- Interactive map of the Bijnot Fort area
- Alternative names: Winjhrot

General information
- Type: Fortification
- Location: Bahawalpur District, Punjab, Pakistan
- Coordinates: 28°5′22″N 71°40′55″E﻿ / ﻿28.08944°N 71.68194°E
- Year built: 8th century AD

= Bijnot Fort =

Bijnot Fort is a ruined fortress located in Bahawalpur District of Punjab, Pakistan, 23 km west of the Pakistan-India border in Cholistan Desert.

==History==
Constructed in the 8th century, Bijnot Fort now stands in ruins, primarily due to targeted artillery shelling during the 1971 India-Pakistan War, rather than natural deterioration.

It was under the occupation of Rajputs until 18th century.

===Outlaws connection===
The fort's narrative isn't its historical significance, but the infamous outlaws who frequented it. Madho Singh, a Rathore clansman from Bikaner, became a fugitive after retaliating violently against a neighbor's insult towards his father. Escaping to Jaisalmer, he joined a gang of petty criminals, swiftly rising to be their leader. The gang's criminal activities escalated, leading to a significant heist and subsequent relocation to Pakistan in 1948, near Fort Abbas.

The gang's cross-border criminal activities led to a confrontation with Rajasthan Police, resulting in the death of Madho's deputy, Krishen Singh. His ashes, according to local lore, were sent to the Ganga River.

After the incident, Madho Singh secured an audience with the Nawab of Bahawalpur, gifting him a richly decorated camel. Consequently, Madho Singh and his remaining gang were permitted to settle in Dera Nawab, the Nawab's seat of power.

Traditionally, Poorbia Rajputs served as the Nawab's harem guards. After Bahawalpur's incorporation into Pakistan, these guards returned to India, leading to Madho Singh and his gang assuming this duty. However, they soon relocated to the desert, resuming cross-border operations and escalating their criminal activities.
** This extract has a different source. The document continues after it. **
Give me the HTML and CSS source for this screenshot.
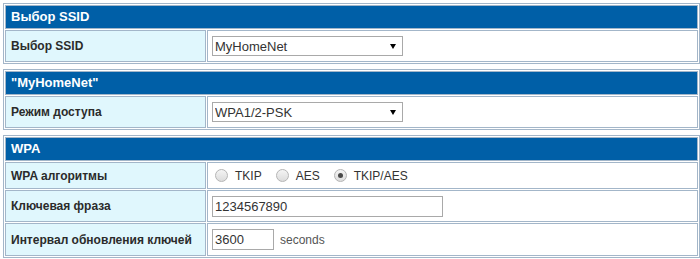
FILE: index.html
```html
<!DOCTYPE html>
<html lang="ru">

<head>
  <meta charset="UTF-8">
  <meta name="viewport" content="width=device-width, initial-scale=1.0">
  <title>WLAN</title>
  <link rel="stylesheet" href="styles.css">
</head>

<body>
  <div class="page">
    <!-- выбор сети -->
    <div class="panel">
      <div class="panel-head">Выбор SSID</div>
      <div class="row">
        <div class="cell-label">Выбор SSID</div>
        <div class="cell-value">
          <span class="select-wrap">
            <select class="select">
              <option>MyHomeNet</option>
            </select>
          </span>
        </div>
      </div>
    </div>

    <div class="panel">
      <div class="panel-head">"MyHomeNet"</div>
      <div class="row">
        <div class="cell-label">Режим доступа</div>
        <div class="cell-value">
          <span class="select-wrap">
            <select class="select">
              <option>WPA1/2-PSK</option>
            </select>
          </span>
        </div>
      </div>
    </div>

    <!-- настройки WPA -->
    <div class="panel">
      <div class="panel-head">WPA</div>
      <div class="row row--radio">
        <div class="cell-label">WPA алгоритмы</div>
        <div class="cell-value">
          <label class="opt"><input type="radio" name="cipher" class="radio"><span>TKIP</span></label>
          <label class="opt"><input type="radio" name="cipher" class="radio"><span>AES</span></label>
          <label class="opt"><input type="radio" name="cipher" class="radio" checked><span>TKIP/AES</span></label>
        </div>
      </div>
      <div class="row row--key">
        <div class="cell-label">Ключевая фраза</div>
        <div class="cell-value">
          <input type="text" class="text-input text-input--long" value="1234567890">
        </div>
      </div>
      <div class="row row--interval">
        <div class="cell-label">Интервал обновления ключей</div>
        <div class="cell-value">
          <input type="text" class="text-input text-input--short" value="3600">
          <span class="unit">seconds</span>
        </div>
      </div>
    </div>
  </div>
</body>

</html>
```

FILE: styles.css
```css
body {
  margin: 0;
  background: #fff;
  font-family: "Liberation Sans", Arial, sans-serif;
  color: #333;
}

.page {
  padding: 3px 0 0 3px;
}

.panel {
  display: flex;
  flex-direction: column;
  gap: 1px;
  padding: 1px;
  border: 1px solid #a3b6c9;
  margin-bottom: 5px;
}

.panel-head {
  height: 24px;
  box-sizing: border-box;
  border: 1px solid #a3b6c9;
  background-color: #005fa7;
  color: #fff;
  font-size: 13px;
  font-weight: bold;
  line-height: 22px;
  padding-left: 5px;
}

.row {
  display: grid;
  grid-template-columns: 201px 1fr;
  gap: 1px;
  height: 32px;
}

.row--radio {
  height: 27px;
}

.row--key {
  height: 32px;
}

.row--interval {
  height: 33px;
}

.cell-label,
.cell-value {
  box-sizing: border-box;
  border: 1px solid #a3b6c9;
  display: flex;
  align-items: center;
}

.cell-label {
  background-color: #e0f7fd;
  padding-left: 5px;
  font-size: 12px;
  font-weight: bold;
  color: #2b2b2b;
}

.cell-value {
  padding-left: 4px;
  font-size: 13px;
}

.select-wrap {
  position: relative;
  display: inline-block;
}

.select-wrap::after {
  content: "";
  position: absolute;
  right: 7px;
  top: 8px;
  border-left: 3px solid transparent;
  border-right: 3px solid transparent;
  border-top: 5px solid #000;
  pointer-events: none;
}

.select {
  -webkit-appearance: none;
  appearance: none;
  display: block;
  width: 191px;
  height: 20px;
  box-sizing: border-box;
  margin: 0;
  padding: 0 0 0 2px;
  border: 1px solid #a9a9a9;
  border-radius: 0;
  background: #fff;
  font-family: inherit;
  font-size: 13px;
  color: #333;
  outline: 0;
}

.opt {
  display: flex;
  align-items: center;
  margin-left: 14px;
  font-size: 12px;
}

.opt:first-child {
  margin-left: 3px;
}

.radio {
  -webkit-appearance: none;
  appearance: none;
  width: 13px;
  height: 13px;
  margin: 0 7px 0 0;
  box-sizing: border-box;
  border: 1px solid #b5b5b5;
  border-radius: 50%;
  background: linear-gradient(#f4f4f4, #dcdcdc);
  position: relative;
}

.radio:checked::after {
  content: "";
  position: absolute;
  left: 3px;
  top: 3px;
  width: 5px;
  height: 5px;
  border-radius: 50%;
  background: #4a4a4a;
}

.text-input {
  height: 21px;
  box-sizing: border-box;
  margin: 0;
  padding: 0 2px;
  border: 1px solid #a9a9a9;
  font-family: inherit;
  font-size: 13px;
  color: #333;
  outline: 0;
}

.text-input--long {
  width: 231px;
}

.text-input--short {
  width: 62px;
}

.unit {
  margin-left: 6px;
  font-size: 12px;
  color: #555;
}
```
By 1963, Madho Singh was allegedly involved in 135 cases in India. In an act of revenge for a fallen comrade, Madho kidnapped Bhoor Singh. Despite pursuit, they avoided capture. Eventually, Madho executed Bhoor Singh, leading to his own capture and subsequent 14-year custody without trial or conviction.

In 1978, Madho and his gang were released, thanks to human rights lawyer Abid Minto, and granted Pakistani citizenship. Seeking peace, Madho rejected offers of protection tied to criminality, opting for lawful living under the shelter of Lal Mian Abbasi. He died in 1983, ensuring his remaining gang pledged law-abiding loyalty to the Abbasi family. This pledge was upheld until the last accomplice, Moolji, died in 1999.